Writing:  We engage our students in writing practice in developmentally appropriate ways from Kindergarten on up. For our K-1 students, writing practice entails such things as writing their names and answering class surveys about topics of interest to them; drawing and sharing pictures to represent stories; creating the classroom alphabet together; dictating stories; and seeing writing modeled by the collaborators every day. Our K-1 students have lots of opportunity for creative expression.  For our 2nd-6th grade students, writing practice includes everything from narrative storytelling to conducting internet research; from poetry and play writing to expository writing; from preparing for expert visitors (questions to ask; follow up; etc) to creating scripts for their own podcasts or YouTube videos.  Writing is also reinforced as an essential daily act of communication. Examples include writing the school directors of IDEA School and Changemaker High School when students have a special request and emailing community experts to learn more about a topic of choice. In our writing practice, we emphasize the expression of ideas first. We work on the conventions of writing (grammar, spelling, sentence structure, etc) and the practice of editing and revision in service of authentic goals such as needing to persuade an audience, preparing to publish one’s writing, or preparing to present one’s research and work to others.

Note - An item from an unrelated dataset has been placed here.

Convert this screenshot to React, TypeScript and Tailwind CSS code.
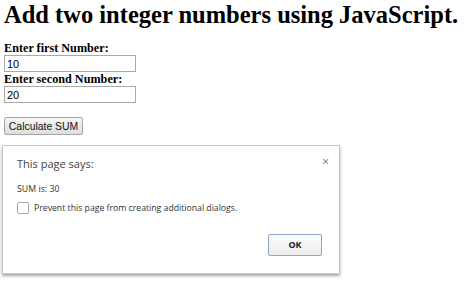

Math and Problem Solving: For our Kinder-1st Grade students, we provide daily opportunities to engage with numbers and number sense as they apply in their immediate environment. Examples include counting and adding things in the room; skip counting; using manipulatives; and playing with shapes and patterns. We also work with the basics of addition and subtraction with our 1st Graders and how to express these operations on paper.

For our 2nd-3rd Graders, we build upon this math-in-the-real-world orientation, and also begin work on how to identify and solve problems, both using manipulatives and on paper. We utilize games that nurture logic and analytical thought, and introduce students to developmentally appropriate math concepts that focus on multiple approaches to representing and solving problems. We rely on some of the provocations in Beast Academy (see below) to augment our work with this age group.

We engage in more structured math lessons with our 4th Graders on up, using the curriculum developed by the folks at The Art of Problem Solving called Beast Academy, and Khan Academy. This curriculum prepares students to enter into advanced middle school and high school math with the content background, skills, and frame of mind to excel. The Art of Problem Solving is a very successful middle and high school math curriculum that prepares students to engage with higher order math on a deep level. Even while employing this outside curriculum, we also aim to link the math concepts to the projects and explorations in which our students are engaged, to always keep math relevant to their real-world experience.

Field trips and Expert visits: Many times throughout the year, we host expert visitors and take field trips to explore a theme, a particular student interest, the Tucson community, or all of the above. Students prepare for expert visits and field studies by thinking and writing about what they’d like to learn from that particular expert or experience. Some students engage experts after the fact as well, to help them develop a project idea or otherwise provide needed information based on their expertise.

Art and Wood Shop:  Twice a week, our students in 2nd Grade and up have Art and Wood Shop electives, in which they learn and develop particular techniques and specific crafts within each discipline. These electives are led by outside experts including professional woodworkers and working artists.

Our Kinder-1st Grade program is infused throughout with art. We view artistic expression, including learning to use all kinds of media, as a critical piece of literacy development and the development of social-emotional skills.

Explore Build Learn time:  For our 2nd Graders on up, this is a daily time, built on the concept of the Google “Genius Hour,” for them to come up with a question they want answered or a challenge they want to take on, and to use whatever materials we have available, including digital tools, to explore that challenge or question and create something with it. We also utilize this time to work on daily reflection on one’s work, to build the habit of mind of being able to reflect upon and take control over how one uses “Free time.” This is a very popular part of the day, and one during which you will often see students not only deeply engaged, but also working on various 21st Century Skills all at once.

Workshops:  Every week our 2nd Graders and up get to choose three elective Workshops led by their collaborators, on topics ranging from Aztec architecture to book-binding, from stuffed animal creation to ethics, from memes to perspective drawing. These are mini-lessons based on collaborator interest, and each involves the students coming up with a “need to know” question and pursuing their unique answers.  Students also have the opportunity to propose and implement their own Workshops!